The multilayer process has been used to mold non-cosmetic parts such as hand tools, but Grosfilley also targets thick cosmetic parts. The process reportedly allows combinations of different colors or labels inserted between layers. One application is a ball for Pétanque, a form of boules or the Italian game of bocce. The usual 8-cm-diam. metal ball was replaced by PC or PMMA. The Grosfilley process first molds a small ball and then overmolds four successive layers of material in sequential molding stations.
|Multitube process from Georges Pernoud produces complex hollow parts in two halves and then overmolds a seal to join them. It saves post-mold welding for auto cooling pipes and air ducts.
WELDING BY OVERMOLDING
Georges Pernoud (pernoud.com) developed the Multitube tool concept, which eliminates welding of complex hollow parts like automotive water pipes and air ducts and provides weight and cycle-time savings. Pernoud, represented by MI Integration in Sherbrooke, QC (mi-integration.com) specializes in tools for under-the-hood automotive parts such as intake manifolds and cylinder-head covers, as well as fuel filler doors and rear-view mirrors. “The designs of many parts are so tricky that even a conventional mold with several retractable or rotating cores can’t avoid the welding step, as well as longer cycle time and heavier parts. A conventional process takes seven steps, molding two part halves in a family mold. The halves are then transferred by robot to a vibration welding station.

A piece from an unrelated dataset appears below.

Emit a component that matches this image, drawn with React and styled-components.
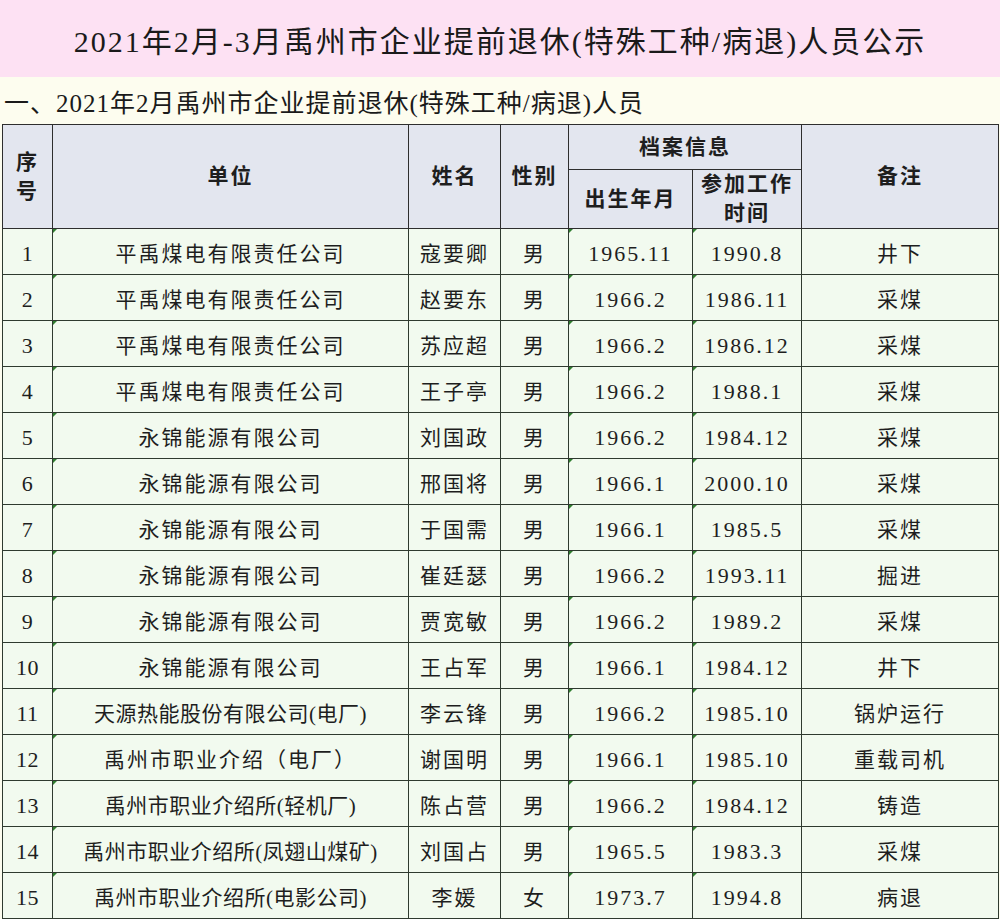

The Multitube method applied to automotive pipes and ducts reduces the process to four steps and achieves a 15% weight savings and cycle-time savings of 0.5 to 2 sec. In a two-cavity family tool, one half of the part is molded in one cavity and then is transferred by robot to the second cavity, where the other half is overmolded. Montegani says Multitube can be used with a rotary plate instead of a robot. He says the rotary plate provides better shrinkage control, because the part remains on the core during rotation from cavity to cavity.